Edito. Vulnérable classe moyenne !

Il y a encore quelques mois, nous pointions déjà dans ces mêmes colonnes le sujet de la vulnérabilité, lorsque le Haut-commissariat au plan recensait trois millions de Marocains vivant dans une zone intermédiaire, quelque part entre stabilité et précarité. L’on pouvait donc croire que cette vulnérabilité se limitait à la marge, aux campagnes éloignées. Mais les nouvelles données de cette institution esquissent aujourd’hui un autre visage : la vulnérabilité a désormais élu domicile en ville, au cœur même des classes moyennes.
Entre 2019 et 2022, leur nombre a plus que doublé en milieu urbain.
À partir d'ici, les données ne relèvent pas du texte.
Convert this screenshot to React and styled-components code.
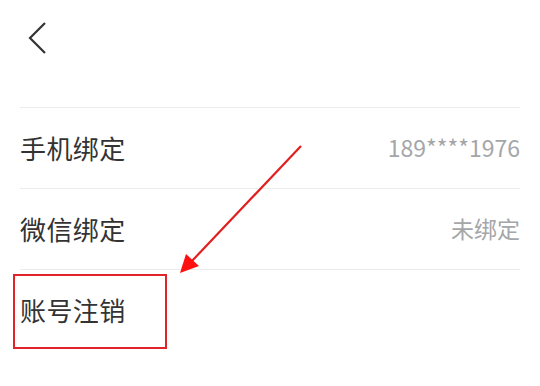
import React from "react"
import styled, { createGlobalStyle } from "styled-components"

const GlobalStyle = createGlobalStyle`
    html, body {
        margin: 0;
        padding: 0;
        background: #ffffff;
    }
    body {
        font-family: "Noto Sans CJK SC", "Noto Sans", sans-serif;
        color: #333333;
    }
`

const rows = [
    { label: "手机绑定", value: "189****1976" },
    { label: "微信绑定", value: "未绑定" },
    { label: "账号注销", value: "" },
]

export default function App() {
    return (
        <Page>
            <GlobalStyle />
            <Header>
                <BackButton aria-label="返回">
                    <svg width="22" height="34" viewBox="0 0 22 34">
                        <path d="M18 2 L3 17 L18 32" fill="none" stroke="#333" strokeWidth="2.2" />
                    </svg>
                </BackButton>
            </Header>
            <List>
                {rows.map((row) => (
                    <Row key={row.label}>
                        <Label>{row.label}</Label>
                        {row.value && <Value>{row.value}</Value>}
                    </Row>
                ))}
            </List>
            <Highlight />
            <Arrow width="130" height="130" viewBox="0 0 130 130">
                <line x1="124" y1="2" x2="14" y2="118" stroke="#e02020" strokeWidth="2.2" />
                <polygon points="3,129 9,110 22,122" fill="#ff1010" />
            </Arrow>
        </Page>
    )
}

const Page = styled.div`
    position: relative;
    width: 540px;
    height: 386px;
    padding: 0 20px;
    box-sizing: border-box;
    overflow: hidden;
`

const Header = styled.div`
    height: 107px;
    display: flex;
    align-items: flex-start;
    padding-top: 21px;
    box-sizing: border-box;
`

const BackButton = styled.div`
    width: 30px;
    height: 34px;
    display: flex;
    align-items: center;
    padding-left: 7px;
`

const List = styled.div`
    display: flex;
    flex-direction: column;
`

const Row = styled.div`
    height: 81px;
    box-sizing: border-box;
    border-top: 1px solid #ececec;
    padding-bottom: 1px;
    display: flex;
    align-items: center;
    justify-content: space-between;
`

const Label = styled.span`
    font-size: 26px;
    line-height: 1.2;
    color: #333333;
    letter-spacing: 0.4px;
`

const Value = styled.span`
    font-size: 23px;
    line-height: 1.2;
    color: #a4a6a8;
`

const Highlight = styled.div`
    position: absolute;
    left: 13px;
    top: 274px;
    width: 154px;
    height: 75px;
    border: 2px solid #e0242a;
    box-sizing: border-box;
`

const Arrow = styled.svg`
    position: absolute;
    left: 177px;
    top: 144px;
`
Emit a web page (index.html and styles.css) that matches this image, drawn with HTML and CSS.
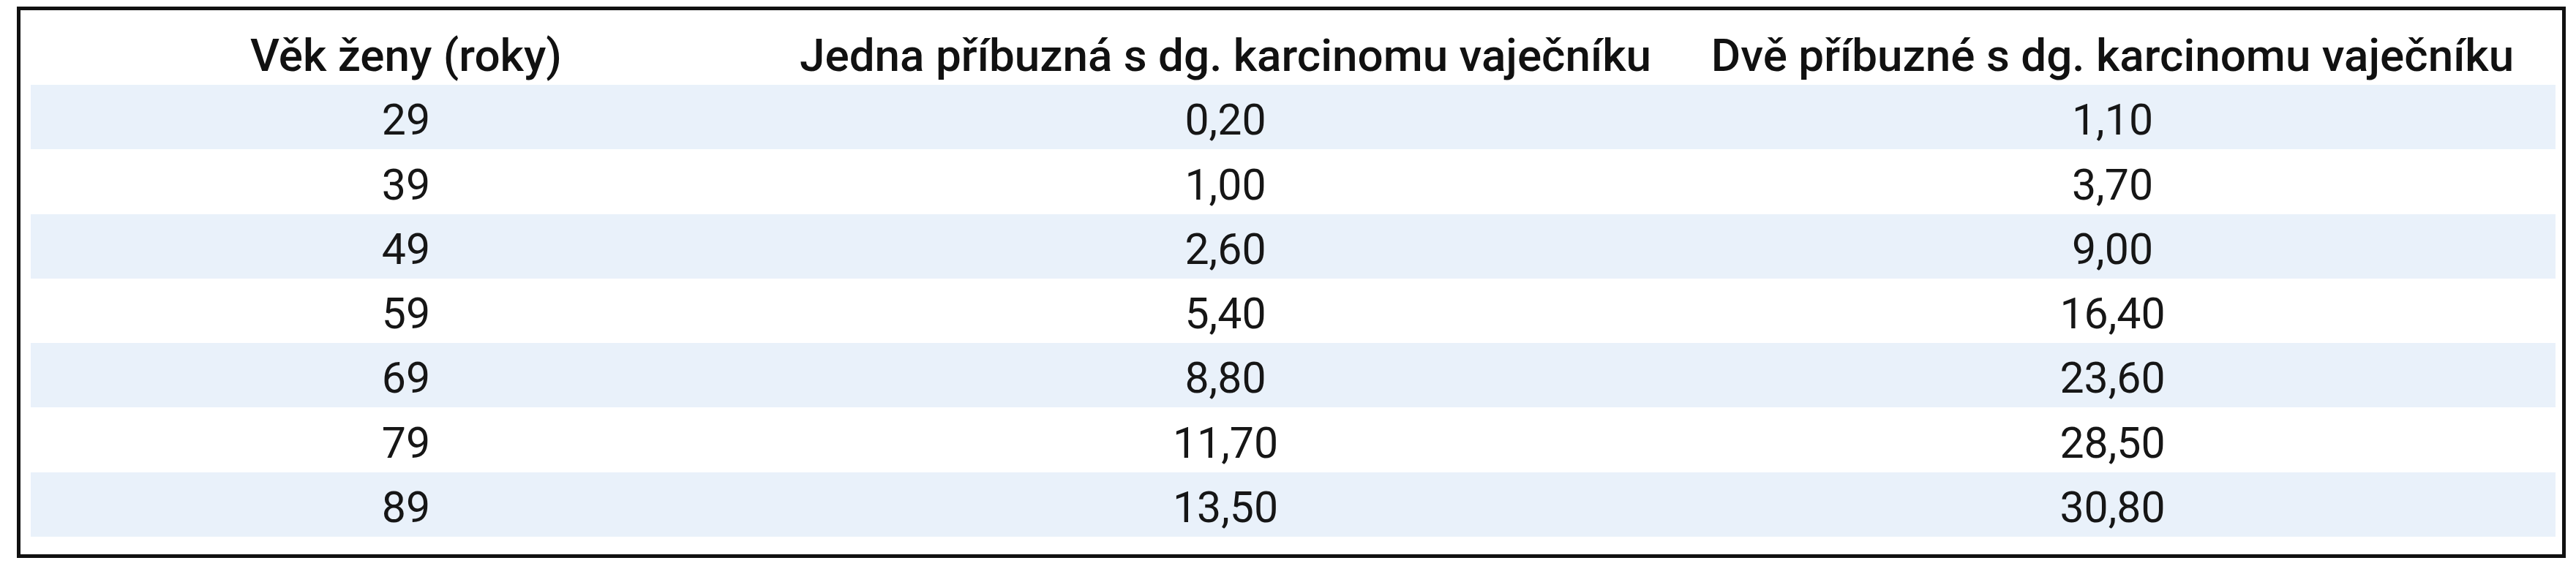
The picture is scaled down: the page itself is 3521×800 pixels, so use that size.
FILE: index.html
```html
<!DOCTYPE html>
<html lang="cs">
<head>
<meta charset="utf-8">
<title>Riziko karcinomu vaječníku</title>
<link rel="stylesheet" href="styles.css">
</head>
<body>
<div class="frame">
  <table class="risk">
    <colgroup>
      <col class="c-age">
      <col class="c-one">
      <col class="c-two">
    </colgroup>
    <thead>
      <tr>
        <th>Věk ženy (roky)</th>
        <th>Jedna příbuzná s dg. karcinomu vaječníku</th>
        <th>Dvě příbuzné s dg. karcinomu vaječníku</th>
      </tr>
    </thead>
    <tbody>
      <tr class="shade"><td>29</td><td>0,20</td><td>1,10</td></tr>
      <tr><td>39</td><td>1,00</td><td>3,70</td></tr>
      <tr class="shade"><td>49</td><td>2,60</td><td>9,00</td></tr>
      <tr><td>59</td><td>5,40</td><td>16,40</td></tr>
      <tr class="shade"><td>69</td><td>8,80</td><td>23,60</td></tr>
      <tr><td>79</td><td>11,70</td><td>28,50</td></tr>
      <tr class="shade"><td>89</td><td>13,50</td><td>30,80</td></tr>
    </tbody>
  </table>
</div>
</body>
</html>
```

FILE: styles.css
```css
html, body {
  margin: 0;
  padding: 0;
  background: #ffffff;
}

body {
  font-family: Roboto, "Liberation Sans", sans-serif;
  color: #141414;
}

.frame {
  margin: 9px 0 0 23px;
  width: 3484px;
  box-sizing: border-box;
  border: 5px solid #111111;
  padding: 0 9px 24px 14px;
  background: #ffffff;
}

.risk {
  border-collapse: collapse;
  border-spacing: 0;
  table-layout: fixed;
  width: 3451px;
}

.c-age { width: 1026px; }
.c-one { width: 1214px; }
.c-two { width: 1211px; }

.risk th {
  height: 102px;
  padding: 0 0 9px 0;
  box-sizing: border-box;
  vertical-align: bottom;
  text-align: center;
  font-size: 62px;
  font-weight: 500;
  line-height: 1;
  white-space: nowrap;
  color: #111111;
}

.risk td {
  height: 88.3px;
  padding: 0 0 11px 0;
  box-sizing: border-box;
  vertical-align: bottom;
  text-align: center;
  font-size: 59px;
  font-weight: 400;
  line-height: 1;
  white-space: nowrap;
  color: #161616;
}

.risk tr.shade td {
  background: #e9f1fa;
}
```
Des millions de Marocains, hier encore considérés comme «stables», découvrent la précarité. Perte d’emploi, alourdissement des charges du ménage, surendettement…, et l’équilibre vacille systématiquement. Pour la classe moyenne, c’est désormais une pente raide vers la pauvreté. Et c’est bien là que réside le danger, pour tous.
D’un point de vue économique, social comme sociologique, une société sans classe moyenne forte est une société fragilisée dans son ensemble. Car plus qu’un simple ratio statistique, cette classe moyenne est à la fois ciment de la confiance collective, moteur de la consommation et colonne vertébrale de la stabilité économique.
Certes, il est plaisant de voir les chiffres nous dire que nous avons presque éradiqué l’extrême pauvreté. Mais l’heure est venue pour un autre combat. Il s’agit de protéger ceux qui vacillent au milieu, de sécuriser leurs trajectoires de vie et de prévenir le basculement.
La vulnérabilité dans le milieu urbain est un vrai sujet. Car si la pauvreté d’hier campait aux portes des villes, celle de demain risque bel et bien de s’y installer.